··· GIVEN INFORMATION ···

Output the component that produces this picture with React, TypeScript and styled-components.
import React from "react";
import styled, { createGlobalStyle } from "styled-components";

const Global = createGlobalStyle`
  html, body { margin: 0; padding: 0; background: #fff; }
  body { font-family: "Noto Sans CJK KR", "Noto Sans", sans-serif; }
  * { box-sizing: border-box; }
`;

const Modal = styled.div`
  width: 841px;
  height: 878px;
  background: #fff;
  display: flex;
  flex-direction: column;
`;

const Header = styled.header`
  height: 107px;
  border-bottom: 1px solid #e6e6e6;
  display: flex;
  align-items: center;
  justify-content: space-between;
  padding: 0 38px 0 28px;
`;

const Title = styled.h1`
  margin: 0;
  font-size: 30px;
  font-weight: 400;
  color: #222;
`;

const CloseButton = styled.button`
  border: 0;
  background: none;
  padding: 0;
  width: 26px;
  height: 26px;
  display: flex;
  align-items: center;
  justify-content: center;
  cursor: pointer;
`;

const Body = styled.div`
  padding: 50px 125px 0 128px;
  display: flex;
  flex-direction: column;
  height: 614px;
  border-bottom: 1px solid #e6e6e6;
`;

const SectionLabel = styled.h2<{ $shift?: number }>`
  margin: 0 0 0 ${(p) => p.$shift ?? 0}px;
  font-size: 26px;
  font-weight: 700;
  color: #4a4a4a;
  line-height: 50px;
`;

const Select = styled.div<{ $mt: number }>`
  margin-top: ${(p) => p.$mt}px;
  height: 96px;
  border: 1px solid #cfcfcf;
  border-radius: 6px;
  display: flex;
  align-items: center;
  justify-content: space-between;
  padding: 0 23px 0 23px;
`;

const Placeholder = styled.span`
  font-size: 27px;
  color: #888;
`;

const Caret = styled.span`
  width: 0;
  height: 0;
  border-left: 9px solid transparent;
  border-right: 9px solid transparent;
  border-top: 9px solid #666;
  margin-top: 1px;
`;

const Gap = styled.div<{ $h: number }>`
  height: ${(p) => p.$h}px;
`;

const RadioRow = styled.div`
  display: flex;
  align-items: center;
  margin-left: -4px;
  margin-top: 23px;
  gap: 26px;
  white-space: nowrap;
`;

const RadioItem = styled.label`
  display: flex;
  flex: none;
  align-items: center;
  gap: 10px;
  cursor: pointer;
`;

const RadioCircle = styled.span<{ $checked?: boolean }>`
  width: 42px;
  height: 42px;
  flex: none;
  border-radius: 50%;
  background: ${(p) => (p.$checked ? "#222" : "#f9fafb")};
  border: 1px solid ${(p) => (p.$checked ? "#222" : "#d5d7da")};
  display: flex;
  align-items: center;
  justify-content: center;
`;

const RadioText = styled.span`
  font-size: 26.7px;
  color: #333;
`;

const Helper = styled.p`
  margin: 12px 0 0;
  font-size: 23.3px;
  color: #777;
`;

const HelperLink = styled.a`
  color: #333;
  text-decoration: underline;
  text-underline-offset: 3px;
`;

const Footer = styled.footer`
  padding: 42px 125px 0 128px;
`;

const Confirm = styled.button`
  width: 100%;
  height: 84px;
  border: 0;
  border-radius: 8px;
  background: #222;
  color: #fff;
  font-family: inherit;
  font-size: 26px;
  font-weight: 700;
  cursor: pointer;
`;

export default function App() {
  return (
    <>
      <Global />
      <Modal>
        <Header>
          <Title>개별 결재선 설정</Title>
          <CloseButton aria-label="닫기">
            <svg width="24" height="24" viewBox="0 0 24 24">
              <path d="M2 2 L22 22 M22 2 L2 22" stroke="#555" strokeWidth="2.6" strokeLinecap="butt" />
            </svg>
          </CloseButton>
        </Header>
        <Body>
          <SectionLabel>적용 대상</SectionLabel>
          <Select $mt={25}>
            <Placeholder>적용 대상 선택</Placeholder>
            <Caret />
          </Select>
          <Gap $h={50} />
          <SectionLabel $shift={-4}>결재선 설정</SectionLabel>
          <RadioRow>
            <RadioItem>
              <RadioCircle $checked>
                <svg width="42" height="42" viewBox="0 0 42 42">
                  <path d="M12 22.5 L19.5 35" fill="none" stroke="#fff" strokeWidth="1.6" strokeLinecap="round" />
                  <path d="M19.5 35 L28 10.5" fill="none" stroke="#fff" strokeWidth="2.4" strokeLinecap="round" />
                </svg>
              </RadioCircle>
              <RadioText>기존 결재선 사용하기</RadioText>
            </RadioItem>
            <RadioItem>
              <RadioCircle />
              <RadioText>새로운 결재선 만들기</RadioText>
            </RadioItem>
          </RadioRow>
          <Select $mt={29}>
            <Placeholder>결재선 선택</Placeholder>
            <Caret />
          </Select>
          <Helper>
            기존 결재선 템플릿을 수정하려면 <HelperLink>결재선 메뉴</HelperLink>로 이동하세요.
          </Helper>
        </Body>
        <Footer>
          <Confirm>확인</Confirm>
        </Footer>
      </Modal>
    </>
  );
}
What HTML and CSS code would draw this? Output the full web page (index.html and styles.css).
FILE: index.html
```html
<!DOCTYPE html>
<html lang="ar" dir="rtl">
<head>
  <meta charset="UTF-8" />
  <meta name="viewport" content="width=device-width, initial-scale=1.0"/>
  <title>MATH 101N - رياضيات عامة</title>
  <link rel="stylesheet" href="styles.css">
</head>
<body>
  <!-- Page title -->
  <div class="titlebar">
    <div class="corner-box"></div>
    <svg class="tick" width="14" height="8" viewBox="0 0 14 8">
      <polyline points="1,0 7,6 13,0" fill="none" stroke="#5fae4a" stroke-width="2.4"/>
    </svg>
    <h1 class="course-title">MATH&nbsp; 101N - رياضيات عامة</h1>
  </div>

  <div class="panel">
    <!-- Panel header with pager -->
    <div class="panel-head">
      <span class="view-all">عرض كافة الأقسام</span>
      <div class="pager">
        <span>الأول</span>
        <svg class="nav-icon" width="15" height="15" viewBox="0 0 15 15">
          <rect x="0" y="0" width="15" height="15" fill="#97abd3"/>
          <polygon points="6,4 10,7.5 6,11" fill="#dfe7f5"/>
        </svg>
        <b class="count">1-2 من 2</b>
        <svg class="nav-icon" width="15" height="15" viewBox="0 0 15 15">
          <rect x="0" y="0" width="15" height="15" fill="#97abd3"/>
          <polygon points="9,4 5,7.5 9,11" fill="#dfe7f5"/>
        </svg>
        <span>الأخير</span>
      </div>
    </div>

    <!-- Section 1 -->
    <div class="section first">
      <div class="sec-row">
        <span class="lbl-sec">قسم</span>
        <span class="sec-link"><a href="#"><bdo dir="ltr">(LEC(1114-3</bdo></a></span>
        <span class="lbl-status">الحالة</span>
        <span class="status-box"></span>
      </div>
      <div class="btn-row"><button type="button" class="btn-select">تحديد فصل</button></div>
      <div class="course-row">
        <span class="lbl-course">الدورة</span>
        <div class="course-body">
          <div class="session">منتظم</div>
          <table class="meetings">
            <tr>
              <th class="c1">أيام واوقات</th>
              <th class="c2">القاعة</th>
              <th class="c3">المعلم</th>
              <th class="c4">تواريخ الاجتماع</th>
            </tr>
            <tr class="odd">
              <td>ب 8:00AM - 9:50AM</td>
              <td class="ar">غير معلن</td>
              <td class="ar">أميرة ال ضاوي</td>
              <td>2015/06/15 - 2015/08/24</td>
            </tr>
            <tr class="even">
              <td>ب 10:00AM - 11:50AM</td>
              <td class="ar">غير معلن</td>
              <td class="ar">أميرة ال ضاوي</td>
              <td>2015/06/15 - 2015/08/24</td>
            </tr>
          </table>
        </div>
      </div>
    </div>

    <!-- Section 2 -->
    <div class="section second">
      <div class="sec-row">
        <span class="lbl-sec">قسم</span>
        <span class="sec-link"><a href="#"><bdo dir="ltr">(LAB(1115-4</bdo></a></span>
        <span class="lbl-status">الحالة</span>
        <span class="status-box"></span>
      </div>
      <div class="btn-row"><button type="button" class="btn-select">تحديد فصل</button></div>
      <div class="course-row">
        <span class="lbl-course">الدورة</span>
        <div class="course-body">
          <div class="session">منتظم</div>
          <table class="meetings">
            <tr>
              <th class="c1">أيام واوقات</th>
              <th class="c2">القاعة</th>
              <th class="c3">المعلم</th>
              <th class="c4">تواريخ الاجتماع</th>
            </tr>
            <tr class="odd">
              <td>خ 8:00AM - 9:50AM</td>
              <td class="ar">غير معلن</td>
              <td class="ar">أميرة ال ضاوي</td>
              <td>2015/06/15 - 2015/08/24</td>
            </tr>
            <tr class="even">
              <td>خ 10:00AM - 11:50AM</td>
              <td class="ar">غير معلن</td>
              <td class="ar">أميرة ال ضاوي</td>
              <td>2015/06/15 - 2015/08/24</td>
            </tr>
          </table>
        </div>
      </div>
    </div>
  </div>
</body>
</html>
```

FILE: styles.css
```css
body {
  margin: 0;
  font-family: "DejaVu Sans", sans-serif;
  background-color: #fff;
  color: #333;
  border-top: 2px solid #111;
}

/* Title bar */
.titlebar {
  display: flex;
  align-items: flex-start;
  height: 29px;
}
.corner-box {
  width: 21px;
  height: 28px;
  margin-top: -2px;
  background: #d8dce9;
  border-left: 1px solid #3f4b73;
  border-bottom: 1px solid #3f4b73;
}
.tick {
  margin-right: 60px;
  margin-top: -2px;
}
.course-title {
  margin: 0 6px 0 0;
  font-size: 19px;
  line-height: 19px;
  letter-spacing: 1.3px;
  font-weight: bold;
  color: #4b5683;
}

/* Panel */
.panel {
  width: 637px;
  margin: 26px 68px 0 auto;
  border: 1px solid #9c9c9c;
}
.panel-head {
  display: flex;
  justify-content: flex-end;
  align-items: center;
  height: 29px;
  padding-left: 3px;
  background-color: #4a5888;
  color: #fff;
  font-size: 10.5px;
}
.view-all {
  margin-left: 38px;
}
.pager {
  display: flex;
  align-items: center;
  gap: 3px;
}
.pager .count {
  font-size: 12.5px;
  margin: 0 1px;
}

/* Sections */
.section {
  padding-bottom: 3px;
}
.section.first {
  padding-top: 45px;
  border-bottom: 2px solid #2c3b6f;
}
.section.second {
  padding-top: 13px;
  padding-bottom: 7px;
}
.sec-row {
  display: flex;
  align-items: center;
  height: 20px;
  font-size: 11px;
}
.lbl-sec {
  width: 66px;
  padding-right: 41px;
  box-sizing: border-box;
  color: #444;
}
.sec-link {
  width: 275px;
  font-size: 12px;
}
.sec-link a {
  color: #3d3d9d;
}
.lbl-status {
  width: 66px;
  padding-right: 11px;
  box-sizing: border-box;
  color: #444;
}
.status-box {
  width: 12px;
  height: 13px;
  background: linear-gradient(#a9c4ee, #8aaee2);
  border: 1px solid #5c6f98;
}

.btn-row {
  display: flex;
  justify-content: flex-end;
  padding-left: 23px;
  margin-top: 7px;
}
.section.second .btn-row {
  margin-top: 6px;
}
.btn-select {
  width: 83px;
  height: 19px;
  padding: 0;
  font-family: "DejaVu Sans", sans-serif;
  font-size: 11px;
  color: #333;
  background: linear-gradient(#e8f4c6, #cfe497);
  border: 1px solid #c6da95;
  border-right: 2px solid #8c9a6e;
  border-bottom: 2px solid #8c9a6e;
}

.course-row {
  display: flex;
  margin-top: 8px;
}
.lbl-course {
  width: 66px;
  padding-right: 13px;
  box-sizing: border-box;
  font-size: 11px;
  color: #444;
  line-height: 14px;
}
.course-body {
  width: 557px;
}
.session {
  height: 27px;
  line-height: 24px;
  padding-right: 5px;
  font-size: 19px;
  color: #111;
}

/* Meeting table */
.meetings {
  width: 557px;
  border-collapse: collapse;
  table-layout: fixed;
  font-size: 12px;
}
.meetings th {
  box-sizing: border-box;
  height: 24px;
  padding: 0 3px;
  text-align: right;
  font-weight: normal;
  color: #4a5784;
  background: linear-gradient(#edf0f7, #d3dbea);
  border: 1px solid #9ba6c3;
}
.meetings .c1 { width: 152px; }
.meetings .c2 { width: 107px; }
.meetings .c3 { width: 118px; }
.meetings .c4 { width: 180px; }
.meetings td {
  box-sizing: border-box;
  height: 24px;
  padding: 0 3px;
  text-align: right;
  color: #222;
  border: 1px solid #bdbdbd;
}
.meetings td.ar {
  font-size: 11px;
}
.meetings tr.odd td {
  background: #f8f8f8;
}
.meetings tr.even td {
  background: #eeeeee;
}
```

···

> **SET EXERCISE**
Search the entries for the string "this" and collect each line that has it.

> **OUTPUT BELOW**
Output the component that produces this picture with React, TypeScript and styled-components.
What HTML and CSS code would draw this? Output the full web page (index.html and styles.css).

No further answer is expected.